When Google wanted to find out what made teams effective, Project Aristotle was born. Over 150 interview hours were conducted with Google employees to discern the key elements that made for a good team — and when lacking, made for a team that fell apart.
What applies to teams, you’ll see, applies to you and me individually. What you need for yourself is the same thing others require from you when you collaborate:
“There’s a myth we all carry inside our head,” Bock said.
“We think we need superstars. But that’s not what our research found. You can take a team of average performers, and if you teach them to interact the right way, they’ll do things no superstar could ever accomplish.
“And there’s other myths, like sales teams should be run differently than engineering teams, or the best teams need to achieve consensus around everything, or high-performing teams need a high volume of work to stay engaged, or teams need to be physically located together.
“But now we can say those aren’t right. The data shows there’s a universality to how good teams succeed. It’s important that everyone on a team feels like they have a voice, but whether they actually get to vote on things or make decisions turns out not to matter much. Neither does the volume of work or physical co-location. What matters is having a voice and social sensitivity.”
Onstage, Bock brought up a series of slides.
“What matters are five key norms,” he told the audience.
Teams need to believe that their work is important.
Teams need to feel their work is personally meaningful.
Teams need clear goals and defined roles.
Team members need to know they can depend on one another.

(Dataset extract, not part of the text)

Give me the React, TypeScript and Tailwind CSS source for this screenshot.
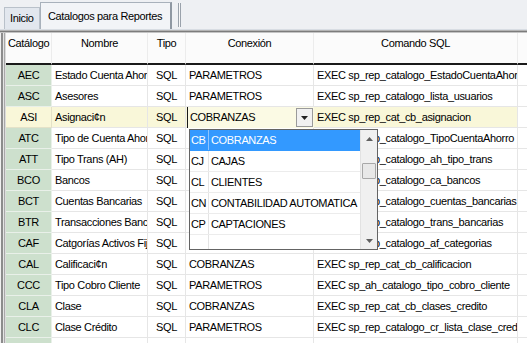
import React from "react";

type Row = { c: string; n: string; t: string; x: string; s: string };

const rows: Row[] = [
  { c: "AEC", n: "Estado Cuenta Ahorro", t: "SQL", x: "PARAMETROS", s: "EXEC sp_rep_catalogo_EstadoCuentaAhorro" },
  { c: "ASC", n: "Asesores", t: "SQL", x: "PARAMETROS", s: "EXEC sp_rep_catalogo_lista_usuarios" },
  { c: "ASI", n: "Asignaci¢n", t: "SQL", x: "COBRANZAS", s: "EXEC sp_rep_cat_cb_asignacion" },
  { c: "ATC", n: "Tipo de Cuenta Ahorro", t: "SQL", x: "PARAMETROS", s: "EXEC sp_rep_catalogo_TipoCuentaAhorro" },
  { c: "ATT", n: "Tipo Trans (AH)", t: "SQL", x: "PARAMETROS", s: "EXEC sp_rep_catalogo_ah_tipo_trans" },
  { c: "BCO", n: "Bancos", t: "SQL", x: "PARAMETROS", s: "EXEC sp_rep_catalogo_ca_bancos" },
  { c: "BCT", n: "Cuentas Bancarias", t: "SQL", x: "PARAMETROS", s: "EXEC sp_rep_catalogo_cuentas_bancarias" },
  { c: "BTR", n: "Transacciones Bancarias", t: "SQL", x: "PARAMETROS", s: "EXEC sp_rep_catalogo_trans_bancarias" },
  { c: "CAF", n: "Catgorías Activos Fijos", t: "SQL", x: "PARAMETROS", s: "EXEC sp_rep_catalogo_af_categorias" },
  { c: "CAL", n: "Calificaci¢n", t: "SQL", x: "COBRANZAS", s: "EXEC sp_rep_cat_cb_calificacion" },
  { c: "CCC", n: "Tipo Cobro Cliente", t: "SQL", x: "PARAMETROS", s: "EXEC sp_ah_catalogo_tipo_cobro_cliente" },
  { c: "CLA", n: "Clase", t: "SQL", x: "COBRANZAS", s: "EXEC sp_rep_cat_cb_clases_credito" },
  { c: "CLC", n: "Clase Crédito", t: "SQL", x: "PARAMETROS", s: "EXEC sp_rep_catalogo_cr_lista_clase_credito" },
  { c: "CLI", n: "Clientes", t: "SQL", x: "PARAMETROS", s: "EXEC sp_rep_catalogo_clientes" },
];

const items = [
  ["CB", "COBRANZAS"],
  ["CJ", "CAJAS"],
  ["CL", "CLIENTES"],
  ["CN", "CONTABILIDAD AUTOMATICA"],
  ["CP", "CAPTACIONES"],
];

function GridRow({ r }: { r: Row }) {
  const sel = r.c === "ASI";
  const bg = sel ? "bg-[#f9f7d9]" : "bg-white";
  return (
    <div className={`flex h-[21px] ${bg}`}>
      <div className={`w-[46px] shrink-0 border-r border-b ${sel ? "bg-[#f9f7d9] border-[#e4e2c8]" : "bg-[#cde0cd] border-[#e9f0e9]"} flex items-center justify-center`}>
        {r.c}
      </div>
      <div className="w-[96px] shrink-0 border-r border-b border-[#e6e6e6] flex items-center pl-[3px] overflow-hidden whitespace-nowrap">
        {r.n}
      </div>
      <div className="w-[38px] shrink-0 border-r border-b border-[#e6e6e6] flex items-center justify-center">
        {r.t}
      </div>
      <div className="w-[128px] shrink-0 border-r border-b border-[#e6e6e6] flex items-center pl-[3px] overflow-hidden whitespace-nowrap">
        {sel ? "" : r.x}
      </div>
      <div className="w-[204px] shrink-0 border-r border-b border-[#e6e6e6] flex items-center pl-[3px] overflow-hidden whitespace-nowrap">
        {r.s}
      </div>
      <div className="flex-1 border-b border-[#e6e6e6] bg-white" />
    </div>
  );
}

export default function App() {
  return (
    <div className="w-[527px] h-[343px] overflow-hidden bg-[#f0f0f0] text-[11px] tracking-[-0.35px] text-black font-['Liberation_Sans',Arial,sans-serif] flex flex-col">
      {/* tab bar */}
      <div className="h-[30px] shrink-0 flex items-end pl-[4px] bg-[#eef0f3] border-b border-[#d8dde3]">
        <div className="h-[22px] px-[5px] flex items-center bg-[#e2e7ee] border border-b-0 border-[#b9c1ca]">
          Inicio
        </div>
        <div className="h-[27px] w-[132px] flex items-start pt-[5px] justify-center bg-[#f2f4f7] border border-b-0 border-[#a8b1bb] border-r-2 border-r-[#8f98a2]">
          Catalogos para Reportes
        </div>
        <div className="ml-[6px] mb-[2px] h-[24px] w-[3px] border-l border-r border-[#9aa2ab] bg-[#f7f7f7]" />
      </div>
      {/* grid */}
      <div className="relative flex-1 flex flex-col">
        <div className="h-[3px] shrink-0 flex flex-col">
          <div className="h-[1px] bg-[#b4b4b4]" />
          <div className="h-[1px] bg-[#7c7c7c]" />
          <div className="h-[1px] bg-[#c4c4c4]" />
        </div>
        <div className="flex flex-1">
          <div className="w-[6px] shrink-0 flex">
            <div className="w-[1px] bg-[#f0f0f0]" />
            <div className="w-[2px] bg-[#8c8c8c]" />
            <div className="w-[1px] bg-[#e4e4e4]" />
            <div className="w-[1px] bg-[#a8a8a8]" />
            <div className="w-[1px] bg-[#dcdcdc]" />
          </div>
          <div className="flex-1 flex flex-col bg-white">
            {/* header */}
            <div className="flex h-[32px] shrink-0 bg-[#fbfbfb]">
              <div className="w-[46px] shrink-0 border-r border-b-2 border-r-[#ececec] border-b-[#1a1a1a] pl-[2px] pt-[2px]">Catálogo</div>
              <div className="w-[96px] shrink-0 border-r border-b-2 border-r-[#ececec] border-b-[#1a1a1a] text-center pt-[2px]">Nombre</div>
              <div className="w-[38px] shrink-0 border-r border-b-2 border-r-[#ececec] border-b-[#1a1a1a] text-center pt-[2px]">Tipo</div>
              <div className="w-[128px] shrink-0 border-r border-b-2 border-r-[#ececec] border-b-[#1a1a1a] text-center pt-[2px]">Conexión</div>
              <div className="w-[204px] shrink-0 border-r border-b-2 border-r-[#ececec] border-b-[#1a1a1a] text-center pt-[2px]">Comando SQL</div>
              <div className="flex-1 border-b-2 border-b-[#1a1a1a]" />
            </div>
            {rows.map((r) => (
              <GridRow key={r.c} r={r} />
            ))}
          </div>
        </div>

        {/* combo editor on ASI row */}
        <div className="absolute left-[187px] top-[77px] w-[127px] h-[21px] bg-[#fbfae4] border-l border-[#1a1a1a] flex items-center">
          <span className="pl-[2px] flex-1">COBRANZAS</span>
          <div className="w-[17px] h-[19px] mr-[1px] bg-[#f1f1f1] border border-[#9a9a9a] flex items-center justify-center">
            <svg width="9" height="6" viewBox="0 0 9 6">
              <path d="M1 1h7L4.5 5z" fill="#222" />
            </svg>
          </div>
        </div>

        {/* dropdown list */}
        <div className="absolute left-[189px] top-[99px] w-[189px] h-[121px] bg-white border border-[#646464] flex">
          <div className="flex-1 flex flex-col">
            {items.map(([code, name], i) => (
              <div
                key={code}
                className={`flex h-[21px] border-b ${i === 0 ? "bg-[#3399ff] text-white border-[#3399ff]" : "border-[#ececec]"}`}
              >
                <div className={`w-[19px] shrink-0 border-r ${i === 0 ? "border-[#8fc4ff]" : "border-[#e4e4e4]"} flex items-center pl-[1px]`}>{code}</div>
                <div className="flex items-center pl-[2px] whitespace-nowrap">{name}</div>
              </div>
            ))}
            <div className="flex-1 flex">
              <div className="w-[19px] border-r border-[#e4e4e4]" />
            </div>
          </div>
          {/* scrollbar */}
          <div className="w-[17px] shrink-0 bg-[#f0f0f0] border-l border-[#e2e2e2] flex flex-col items-center">
            <div className="h-[17px] w-full flex items-center justify-center">
              <svg width="7" height="4" viewBox="0 0 7 4"><path d="M0 4L3.5 0L7 4z" fill="#606060" /></svg>
            </div>
            <div className="mt-[16px] h-[16px] w-[14px] bg-[#e8e8e8] border border-[#a8a8a8] rounded-[1px]" />
            <div className="flex-1" />
            <div className="h-[17px] w-full flex items-center justify-center">
              <svg width="7" height="4" viewBox="0 0 7 4"><path d="M0 0L3.5 4L7 0z" fill="#606060" /></svg>
            </div>
          </div>
        </div>
      </div>
    </div>
  );
}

But, most important, teams need psychological safety.
The first three elements felt so significant they could easily have been transposed into three top principles required for personal growth.
- You need to feel that what you do is important. In work and in your personal life.
- You need to feel that what you do is meaningful.
- You need clear goals.
At first I skipped over the final two points as I translated these findings to how we work as individuals.
Principle Number 4 of course only makes sense in the context of working with others: That you feel you can depend on one another.
But Principle Number 5, that you require psychological safety, was deemed most important.
Yet I dismissed it when considering how that applies to we creators who are striving to make our marks individually.
Until it struck me that I am the only one who can provide psychological safety when engaging creatively.
We creators often sabotage our sense of security with doubt. Or worse, internal slurs we’d never allow another to utter to us.
You’re not up to this.
You suck.
Who are you kidding, you’ve never accomplished anything of this magnitude, why even try?
Psychological safety.
For a creator, it’s a free and unfettered mind.
There’s a placid center we can tap to dispel corrosive thoughts. Meditation plays this role for many, me included.
But sometimes it’s as simple as denying the thought. That’s not true, you say to yourself.
I don’t believe it, you say to your thought.
No, you suck! You think back as you stick your (mental) tongue out at that thought flashing by.
Have you ever tried talking back to your own thoughts?
You will convulse laughing after a short while.
Try it.
Talk back to your subpar thoughts. Sneer at them, if you must. Or treat them with gentle admonishment: Oh MiniMe, let MegaMe take over here.
They’ll shape up, your thoughts. They’ll even join your counter argument after a little forceful back talk.
Yeah, what was I thinking? You’re right, I can rock this.